If there were 1,000 front-line employees in the company with an average salary of $40,000, one could estimate that this one issue would result in a loss of over a quarter-million dollars over the next year in turnover.
The six issues cause potential turnover of almost 9% per year – creating a strong economic imperative for HR and operations to improve employee satisfaction.
If one added the damage these issues contribute to external customer loyalty (taking into account the frequency with which employees encounter the issue and the average damage to customer loyalty per incident), the bottom line impact could be several million dollars.
This revenue impact underscores the power of the employee barriers-to-service model, showing clearly why top management should deal with broken process or policy issues, however longstanding.
An additional positive incentive is that these barriers-to-service issues can often be dealt with more easily than broader institutional issues of incentives or benefits. Three process changes are cheaper than benefit changes.
Summary
Human resources, customer service and satisfaction managers are often faced with limited resources for recruiting, screening and training employees.

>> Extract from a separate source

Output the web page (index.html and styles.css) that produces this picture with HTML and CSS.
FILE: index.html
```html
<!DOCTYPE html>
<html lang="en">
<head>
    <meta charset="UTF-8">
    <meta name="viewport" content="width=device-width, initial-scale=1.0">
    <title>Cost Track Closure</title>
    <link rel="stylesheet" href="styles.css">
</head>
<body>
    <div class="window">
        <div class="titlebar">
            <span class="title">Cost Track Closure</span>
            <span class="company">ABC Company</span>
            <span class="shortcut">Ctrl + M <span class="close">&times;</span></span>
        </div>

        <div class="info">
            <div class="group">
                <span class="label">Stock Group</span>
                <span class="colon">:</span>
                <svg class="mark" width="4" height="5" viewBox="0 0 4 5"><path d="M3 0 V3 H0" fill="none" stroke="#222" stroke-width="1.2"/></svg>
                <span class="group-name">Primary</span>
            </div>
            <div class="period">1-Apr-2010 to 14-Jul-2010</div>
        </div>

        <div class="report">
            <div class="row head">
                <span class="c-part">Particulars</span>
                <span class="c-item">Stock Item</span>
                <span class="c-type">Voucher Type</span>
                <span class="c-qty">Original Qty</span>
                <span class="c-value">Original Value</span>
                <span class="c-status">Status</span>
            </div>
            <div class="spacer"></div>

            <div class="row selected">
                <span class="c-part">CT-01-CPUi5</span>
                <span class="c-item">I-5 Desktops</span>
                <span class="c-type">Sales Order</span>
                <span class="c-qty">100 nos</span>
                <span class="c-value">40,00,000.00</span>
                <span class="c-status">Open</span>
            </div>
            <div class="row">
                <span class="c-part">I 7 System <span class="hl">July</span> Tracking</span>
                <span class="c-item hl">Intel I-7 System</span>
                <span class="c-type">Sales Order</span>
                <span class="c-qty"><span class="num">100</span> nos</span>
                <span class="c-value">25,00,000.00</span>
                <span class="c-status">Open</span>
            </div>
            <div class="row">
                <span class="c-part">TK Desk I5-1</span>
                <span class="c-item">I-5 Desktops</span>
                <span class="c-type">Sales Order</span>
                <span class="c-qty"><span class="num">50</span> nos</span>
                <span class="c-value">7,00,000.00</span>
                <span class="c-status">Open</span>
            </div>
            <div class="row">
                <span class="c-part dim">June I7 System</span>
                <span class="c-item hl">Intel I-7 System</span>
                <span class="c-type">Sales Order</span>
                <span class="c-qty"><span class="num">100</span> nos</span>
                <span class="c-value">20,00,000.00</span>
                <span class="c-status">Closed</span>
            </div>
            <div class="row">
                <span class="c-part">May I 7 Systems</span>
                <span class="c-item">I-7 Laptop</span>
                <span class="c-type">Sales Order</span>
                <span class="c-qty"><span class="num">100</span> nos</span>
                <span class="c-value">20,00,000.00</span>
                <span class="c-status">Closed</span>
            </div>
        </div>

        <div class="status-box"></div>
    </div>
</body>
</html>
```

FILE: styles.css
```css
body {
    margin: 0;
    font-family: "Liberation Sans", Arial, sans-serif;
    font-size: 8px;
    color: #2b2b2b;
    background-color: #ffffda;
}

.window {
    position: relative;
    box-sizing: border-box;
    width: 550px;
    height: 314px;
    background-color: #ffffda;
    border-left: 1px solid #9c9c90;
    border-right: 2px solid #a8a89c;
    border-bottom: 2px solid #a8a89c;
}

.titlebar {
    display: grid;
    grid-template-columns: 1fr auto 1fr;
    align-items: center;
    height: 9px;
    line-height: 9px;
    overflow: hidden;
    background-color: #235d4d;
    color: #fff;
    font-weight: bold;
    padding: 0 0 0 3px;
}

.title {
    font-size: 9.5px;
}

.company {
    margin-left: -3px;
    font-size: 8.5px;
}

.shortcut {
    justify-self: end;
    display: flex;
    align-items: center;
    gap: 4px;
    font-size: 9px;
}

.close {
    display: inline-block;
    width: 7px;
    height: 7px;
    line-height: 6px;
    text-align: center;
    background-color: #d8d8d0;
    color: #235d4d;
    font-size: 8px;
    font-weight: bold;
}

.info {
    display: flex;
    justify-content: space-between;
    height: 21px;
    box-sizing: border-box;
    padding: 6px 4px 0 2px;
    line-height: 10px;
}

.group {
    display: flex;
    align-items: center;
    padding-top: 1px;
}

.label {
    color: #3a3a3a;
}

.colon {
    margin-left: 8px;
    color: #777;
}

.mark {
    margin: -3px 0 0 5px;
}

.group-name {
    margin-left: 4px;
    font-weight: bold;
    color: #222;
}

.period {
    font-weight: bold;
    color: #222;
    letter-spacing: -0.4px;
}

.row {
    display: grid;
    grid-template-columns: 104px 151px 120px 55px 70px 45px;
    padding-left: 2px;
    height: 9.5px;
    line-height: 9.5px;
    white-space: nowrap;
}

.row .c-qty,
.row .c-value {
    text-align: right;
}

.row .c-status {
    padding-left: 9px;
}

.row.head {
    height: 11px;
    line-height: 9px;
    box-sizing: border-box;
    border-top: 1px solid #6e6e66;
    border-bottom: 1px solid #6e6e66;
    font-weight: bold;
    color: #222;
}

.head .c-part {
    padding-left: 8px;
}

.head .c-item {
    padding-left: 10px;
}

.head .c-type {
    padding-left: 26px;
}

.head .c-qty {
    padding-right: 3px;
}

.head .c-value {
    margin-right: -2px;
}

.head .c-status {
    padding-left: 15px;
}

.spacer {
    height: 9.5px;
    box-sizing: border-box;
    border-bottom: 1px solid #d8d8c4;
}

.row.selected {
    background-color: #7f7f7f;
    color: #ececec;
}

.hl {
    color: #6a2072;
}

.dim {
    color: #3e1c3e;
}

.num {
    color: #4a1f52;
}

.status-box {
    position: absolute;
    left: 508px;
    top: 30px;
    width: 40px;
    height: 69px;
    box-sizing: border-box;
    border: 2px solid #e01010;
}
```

It is becoming more and more important to retain the motivated employees that are already on board.
CCMC’s employee survey has been useful to numerous clients, especially benefitting two concerns: (1) setting priorities for allocating scarce resources to where they will do the most good, and (2) justifying investment in training and tools to enhance the ability of employees to do their jobs.
Improving the satisfaction of employees transfers directly to the bottom line because of improved customer satisfaction and loyalty.
[1] As in maximizing customer satisfaction, the ability to provide quantifiable measurement of employee problems and concerns, understand the root causes, and develop improvements must be a closed loop feedback process to assure that the company can do the job right.